= Helena Dix =

Australian opera soprano (born 1979)

Helena Dix (born 26 May 1979) is an Australian opera singer. She sings soprano, and is a specialist in bel canto roles. In 2005 Dix represented Australia in BBC Cardiff Singer of the World competition.

== Early life and education ==
Helena Dix was born on 26 May 1979 in Melbourne, Australia.

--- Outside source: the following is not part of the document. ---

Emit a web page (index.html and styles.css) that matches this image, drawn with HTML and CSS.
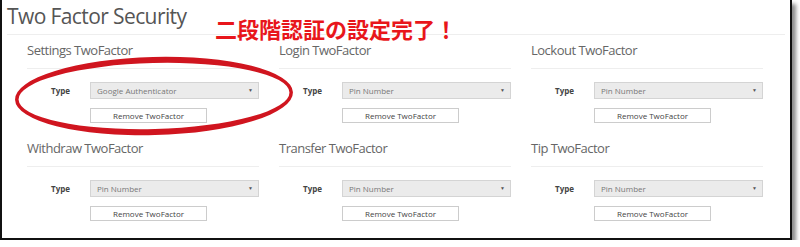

She attended Caulfield Grammar School and gained a scholarship to Melba Memorial Conservatorium of Music, where she studied with her first teacher Margaret Nisbett. She went on to do a postgraduate diploma in opera at the Royal Academy of Music in London, where she held an ABRSM scholarship and studied with Elizabeth Ritchie.

== Career ==
Dix's operatic repertoire includes the title role in Cristina, regina di Svezia for Wexford Festival Opera, Oldenburgisches Staatstheater and Chelsea Opera Group. Elettra in Idomeneo and Odabella in Attila for Staatstheater Nürnberg and Theater Lübeck. Gioconda in La Gioconda for Proyecto Ópera University of Valladolid, Flowermaiden in Parsifal for English National Opera, Elvira (cover) in Ernani for the Metropolitan Opera, Isabella in Das Liebesverbot for Chelsea Opera Group. Rosalinde in Die Fledermaus and Hanna Glawari in The Merry Widow for Scottish Opera where she has also covered Frasquita in Carmen and Karolina in The Two Widows. Also, Fiordiligi in Cosi fan tutte, Donna Anna in Don Giovanni, Contessa in Le Nozze di Figaro and Nella in Gianni Schicchi for the Opera Project.

In 2014 Dix was nominated in the Best Young Singer category in the International Opera Awards.

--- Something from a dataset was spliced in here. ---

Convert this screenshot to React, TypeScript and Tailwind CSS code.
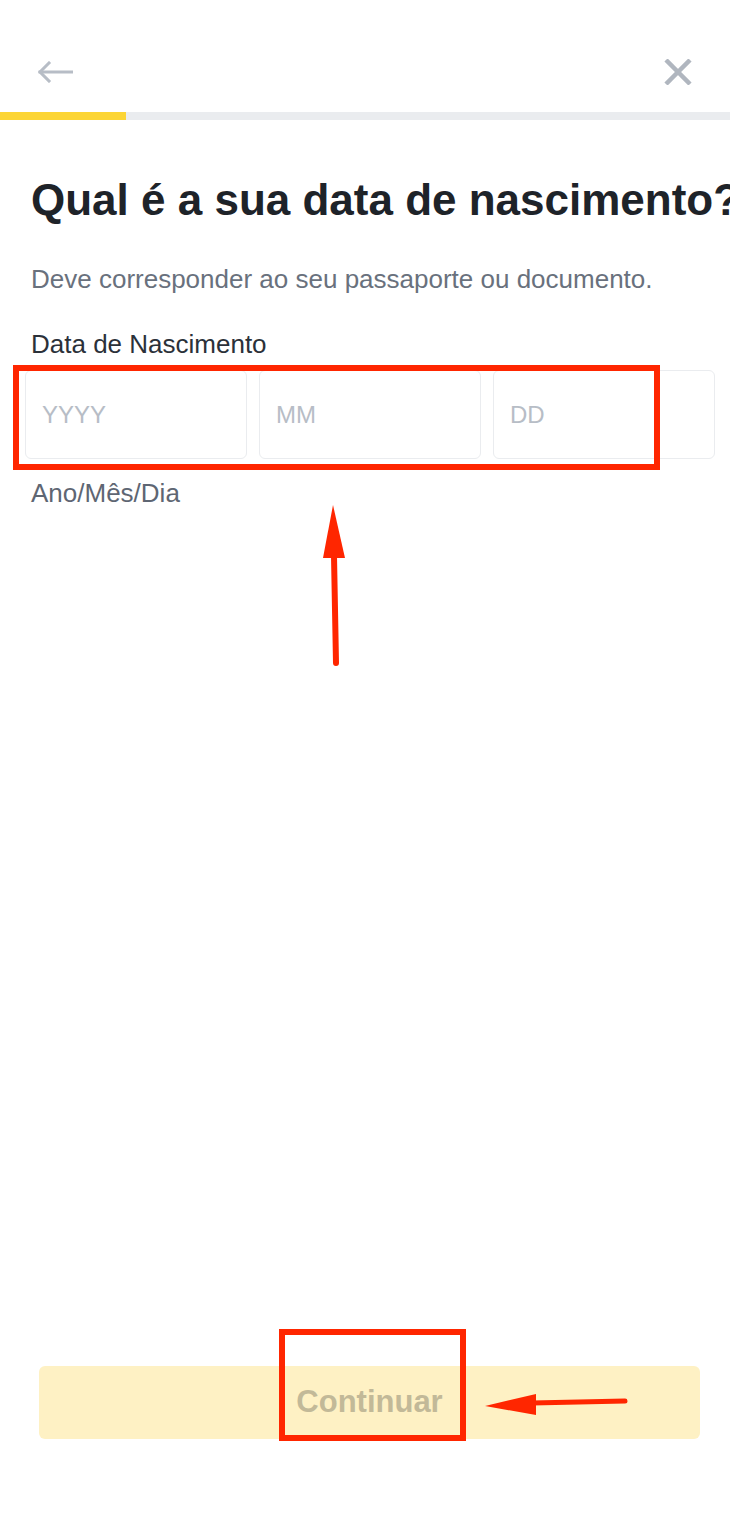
import React from 'react';

const font = { fontFamily: '"Liberation Sans", Arial, sans-serif' };

const DateBox: React.FC<{ placeholder: string }> = ({ placeholder }) => (
  <div className="w-[222px] h-[89px] shrink-0 rounded-[6px] border border-[#eaecef] bg-white flex items-center pl-[16px]">
    <span className="text-[24px] leading-[24px] text-[#b7bdc6]">{placeholder}</span>
  </div>
);

const BirthDate: React.FC = () => {
  return (
    <div className="relative w-[730px] h-[1518px] bg-white overflow-hidden flex flex-col" style={font}>
      {/* header */}
      <div className="h-[112px] flex items-center justify-between pt-[32px] pl-[37px] pr-[38px]">
        <svg width="36" height="22" viewBox="0 0 36 22" fill="none" stroke="#b7bdc6" strokeWidth="3" strokeLinecap="square">
          <path d="M35 11H3" />
          <path d="M12 2L3 11L12 20" />
        </svg>
        <svg width="28" height="26" viewBox="0 0 28 26" fill="none" stroke="#b0b6bf" strokeWidth="4.5">
          <path d="M2 1L26 25" />
          <path d="M26 1L2 25" />
        </svg>
      </div>

      {/* progress */}
      <div className="h-[8px] bg-[#eaecef] flex">
        <div className="w-[126px] h-full bg-[#fcd535]" />
      </div>

      <div className="flex-1 flex flex-col">
        <h1 className="mt-[58px] pl-[31px] text-[44px] leading-[44px] font-bold text-[#1e2329] whitespace-nowrap">
          Qual é a sua data de nascimento?
        </h1>
        <p className="mt-[44px] pl-[31px] text-[26px] leading-[26px] text-[#69717d]">
          Deve corresponder ao seu passaporte ou documento.
        </p>
        <p className="mt-[39px] pl-[31px] text-[26px] leading-[26px] text-[#2b3139]">Data de Nascimento</p>
        <div className="mt-[13px] pl-[25px] flex gap-[12px]">
          <DateBox placeholder="YYYY" />
          <DateBox placeholder="MM" />
          <DateBox placeholder="DD" />
        </div>
        <p className="mt-[21px] pl-[31px] text-[26px] leading-[26px] text-[#5e6673]">Ano/Mês/Dia</p>
      </div>

      {/* footer button */}
      <div className="pl-[39px] pr-[30px] pb-[79px]">
        <button className="w-full h-[73px] rounded-[6px] bg-[#fef1c4] flex items-center justify-center text-[31px] font-bold text-[#c2b998]">
          Continuar
        </button>
      </div>

      {/* red annotations */}
      <svg className="absolute inset-0 pointer-events-none" width="730" height="1518" viewBox="0 0 730 1518">
        <rect x="16" y="368" width="641" height="99" fill="none" stroke="#ff2600" strokeWidth="6" />
        <path d="M336 663L334 556" stroke="#ff2600" strokeWidth="6" strokeLinecap="round" />
        <path d="M333 505L345 558H323Z" fill="#ff2600" />
        <rect x="282" y="1332" width="181" height="106" fill="none" stroke="#ff2600" strokeWidth="6" />
        <path d="M625 1401L532 1403" stroke="#ff2600" strokeWidth="5" strokeLinecap="round" />
        <path d="M485 1406L536 1394L536 1415Z" fill="#ff2600" />
      </svg>
    </div>
  );
};

export default function App() {
  return <BirthDate />;
}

Dix has developed a long working relationship with privately funded Melbourne Opera in Victoria, Australia, returning in 2014 to perform her first Wagner role as Elsa in Lohengrin as well as many of the bel canto roles; Norma (Bellini) and Elisabetta (Elizabeth I) in Roberto Devereux (Donizetti) and most recently, Lady Macbeth from Verdi's Macbeth and Lucrezia Borgia from Donizetti's opera of the same name.

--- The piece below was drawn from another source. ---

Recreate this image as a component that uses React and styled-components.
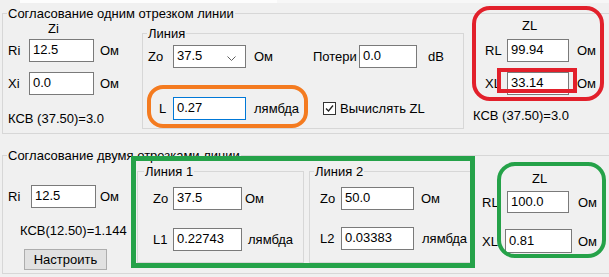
import React from "react";
import styled, { createGlobalStyle } from "styled-components";

const GlobalStyle = createGlobalStyle`
  * { box-sizing: border-box; }
  body {
    margin: 0;
    background: #f0f0f0;
    font-family: "Liberation Sans", Arial, sans-serif;
    font-size: 13px;
    color: #000;
  }
`;

const Page = styled.div`
  position: relative;
  width: 609px;
  height: 277px;
  overflow: hidden;
`;

const TopStrip = styled.div`
  height: 3px;
  background: linear-gradient(to right, #f0f0f0 0 20px, #fdfdfd 20px 277px, #f7f7f7 277px);
`;

const Group = styled.fieldset`
  margin: ${p => p.$mt || 0}px 0 0 ${p => p.$ml || 0}px;
  padding: 0;
  border: 1px solid #d7d7d7;
  width: ${p => p.$w}px;
  height: ${p => p.$h}px;
  min-width: 0;
  flex: none;
`;

const Caption = styled.legend`
  margin-left: ${p => p.$ml || 4}px;
  padding: 0 1px;
  line-height: 15px;
  font-size: 13px;
`;

const Columns = styled.div`
  display: flex;
  align-items: flex-start;
`;

const Section = styled.div`
  display: flex;
  flex-direction: column;
  flex: none;
  width: ${p => (p.$w ? `${p.$w}px` : "auto")};
  margin: ${p => p.$mt || 0}px 0 0 ${p => p.$ml || 0}px;
  padding-left: ${p => p.$pl || 0}px;
`;

const Row = styled.div`
  display: flex;
  align-items: center;
  height: ${p => p.$h || 23}px;
  margin-top: ${p => p.$mt || 0}px;
  padding-left: ${p => p.$pl || 0}px;
`;

const Label = styled.span`
  flex: none;
  width: ${p => p.$w}px;
  padding-left: ${p => p.$pl || 0}px;
  white-space: nowrap;
`;

const Box = styled.div`
  position: relative;
  flex: none;
  width: ${p => p.$w}px;
  height: 100%;
  display: flex;
  align-items: center;
  padding: 0 0 2px 3px;
  background: #fff;
  border: 1px solid ${p => (p.$focus ? "#0078d7" : "#7a7a7a")};
  white-space: nowrap;
`;

const Chevron = styled.svg`
  position: absolute;
  right: 9px;
  top: 10px;
`;

const Unit = styled.span`
  flex: none;
  margin-left: ${p => p.$ml || 0}px;
  width: ${p => (p.$w ? `${p.$w}px` : "auto")};
  white-space: nowrap;
`;

const Text = styled.div`
  margin-top: ${p => p.$mt || 0}px;
  padding-left: ${p => p.$pl || 0}px;
  line-height: 15px;
  white-space: nowrap;
`;

const Check = styled.label`
  display: flex;
  align-items: center;
  gap: 4px;
`;

const Button = styled.div`
  width: 83px;
  height: 21px;
  margin: ${p => p.$mt || 0}px 0 0 ${p => p.$ml || 0}px;
  background: #e1e1e1;
  border: 1px solid #adadad;
  display: flex;
  align-items: center;
  justify-content: center;
`;

const Mark = styled.div`
  position: absolute;
  left: ${p => p.$x}px;
  top: ${p => p.$y}px;
  width: ${p => p.$w}px;
  height: ${p => p.$h}px;
  border: ${p => p.$b || 4}px solid ${p => p.$c};
  border-radius: ${p => p.$r || 0}px;
  pointer-events: none;
`;

const Field = ({ label, lw, lpl, value, w, unit, uml, uw, focus }) => (
  <>
    <Label $w={lw} $pl={lpl}>{label}</Label>
    <Box $w={w} $focus={focus}>{value}</Box>
    <Unit $ml={uml} $w={uw}>{unit}</Unit>
  </>
);

export default function App() {
  return (
    <Page>
      <GlobalStyle />
      <TopStrip />

      <Group $mt={3} $ml={2} $w={640} $h={128}>
        <Caption>Согласование одним отрезком линии</Caption>
        <Columns>
          <Section $w={139} $pl={5}>
            <Text $pl={40}>Zi</Text>
            <Row $mt={3}>
              <Field label="Ri" lw={21} value="12.5" w={65} unit="Ом" uml={6} />
            </Row>
            <Row $mt={10}>
              <Field label="Xi" lw={21} value="0.0" w={65} unit="Ом" uml={6} />
            </Row>
            <Text $mt={16}>КСВ (37.50)=3.0</Text>
          </Section>

          <Group $mt={5} $w={322} $h={103}>
            <Caption>Линия</Caption>
            <Row $mt={4} $pl={5}>
              <Label $w={25}>Zo</Label>
              <Box $w={73}>
                37.5
                <Chevron width="9" height="5" viewBox="0 0 9 5">
                  <path d="M0.5 0.5 L4.5 4.5 L8.5 0.5" fill="none" stroke="#606060" strokeWidth="1" />
                </Chevron>
              </Box>
              <Unit $ml={8} $w={59}>Ом</Unit>
              <Field label="Потери" lw={46} value="0.0" w={58} unit="dB" uml={11} />
            </Row>
            <Row $mt={29} $pl={5}>
              <Field label="L" lw={25} lpl={11} value="0.27" w={73} unit="лямбда" uml={8} uw={69} focus />
              <Check>
                <svg width="13" height="13" viewBox="0 0 13 13">
                  <rect x="0.5" y="0.5" width="12" height="12" fill="#fff" stroke="#333" />
                  <path d="M3 6.5 L5.5 9 L10 3.5" fill="none" stroke="#222" strokeWidth="1.3" />
                </svg>
                Вычислять ZL
              </Check>
            </Row>
          </Group>

          <Section $ml={9} $mt={-3}>
            <Text $pl={49}>ZL</Text>
            <Row $mt={6} $pl={12}>
              <Field label="RL" lw={22} value="99.94" w={62} unit="Ом" uml={8} />
            </Row>
            <Row $mt={10} $pl={12}>
              <Field label="XL" lw={22} value="33.14" w={62} unit="Ом" uml={8} />
            </Row>
            <Text $mt={13}>КСВ (37.50)=3.0</Text>
          </Section>
        </Columns>
      </Group>

      <Group $mt={14} $ml={2} $w={640} $h={126}>
        <Caption>Согласование двумя отрезками линии</Caption>
        <Columns>
          <Section $w={134} $pl={5}>
            <Row $mt={22}>
              <Field label="Ri" lw={23} value="12.5" w={65} unit="Ом" uml={4} />
            </Row>
            <Text $mt={15} $pl={12}>КСВ(12.50)=1.144</Text>
            <Button $mt={11} $ml={16}>Настроить</Button>
          </Section>

          <Group $mt={1} $w={167} $h={99}>
            <Caption $ml={6}>Линия 1</Caption>
            <Row $mt={8} $pl={15}>
              <Field label="Zo" lw={20} value="37.5" w={69} unit="Ом" uml={3} />
            </Row>
            <Row $mt={18} $pl={15}>
              <Field label="L1" lw={20} value="0.22743" w={69} unit="лямбда" uml={6} />
            </Row>
          </Group>

          <Group $mt={1} $ml={5} $w={162} $h={99}>
            <Caption $ml={4}>Линия 2</Caption>
            <Row $mt={8} $pl={10}>
              <Field label="Zo" lw={21} value="50.0" w={73} unit="Ом" uml={7} />
            </Row>
            <Row $mt={17} $pl={10}>
              <Field label="L2" lw={21} value="0.03383" w={73} unit="лямбда" uml={8} />
            </Row>
          </Group>

          <Section $mt={8}>
            <Text $pl={61}>ZL</Text>
            <Row $mt={5} $h={22} $pl={11}>
              <Field label="RL" lw={25} value="100.0" w={62} unit="Ом" uml={9} />
            </Row>
            <Row $mt={16} $h={24} $pl={11}>
              <Field label="XL" lw={23} value="0.81" w={67} unit="Ом" uml={6} />
            </Row>
          </Section>
        </Columns>
      </Group>

      <Mark $x={147} $y={85} $w={161} $h={43} $r={16} $c="#f47b20" />
      <Mark $x={472} $y={6} $w={132} $h={95} $r={18} $c="#e2202b" />
      <Mark $x={497} $y={68} $w={80} $h={25} $c="#e2202b" />
      <Mark $x={131} $y={156} $w={344} $h={112} $b={5} $c="#25a249" />
      <Mark $x={497} $y={162} $w={109} $h={96} $r={18} $c="#25a249" />
    </Page>
  );
}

In April 2020, Dix contracted COVID-19 that developed complications and required her to be hospitalised; she was featured in media outlets talking about using her operatic training to rehabilitate her body post infection.

For many years Dix has understudied roles at the Metropolitan Opera in New York, making her main stage debut in Verdi's Falstaff as Alice Ford. In March 2023, due to the last-minute withdrawal of Sonya Yoncheva, Dix gave her Metropolitan debut as Norma (Bellini). An audio recording of the performance, which includes Michael Spyres as Pollione and Ekaterina Gubanova as Adalgisa and is conducted by Maurizio Benini, is available for streaming at Met Opera on Demand.

== Critical reception ==
Dix's portrayal of Elizabeth I in Roberto Devereux received positive reviews. Rob Holdsworth said she was "The most exciting voice since Sutherland" and The Age wrote:

The Australian-born soprano sang one of opera's most demanding roles flawlessly, from florid coloratura to (literally) high drama via ravishingly delicate pianissimos. But what was most extraordinarily impressive was her acting, vocally and physically, by turns a termagant, fragile, nervous, regal, vulnerable – a woman in love with a man 30 years younger, rightly doubting that it is requited. Dix gets 8 out of 5 stars.

The Arts Desk praised her performance in Das Liebesverbot:

In Wagner, she seemed to me more impressive, personable and occasionally witty in this demented role which veers from Beethoven's Leonore ... to bel canto heroine and even French comic minx. The gleaming if slightly metallic middle register gives great focus to intelligent recitative, and all the top notes work for her.

Her portrayal of Lady Macbeth in Verdi's Macbeth was highly praised by Cassidy Knowlton of Time Out Melbourne, who wrote:

Helena Dix is jaw-dropping as Lady Macbeth, spitting her lines with palpable venom as she pushes her hapless husband on a path towards glory – and death. She's a force of nature, her powerful soprano freezing the blood and catching fire all at once. And in that scene, she's tremendous, scrubbing at her imaginary bloodstains with such impassioned madness it seemed like she was going to lose a finger.

== Recognition and honours ==
In 2005 Dix represented Australia in BBC Cardiff Singer of the World.

In 2015 she made an associate of the Royal Academy of Music for her significant contribution to the music industry.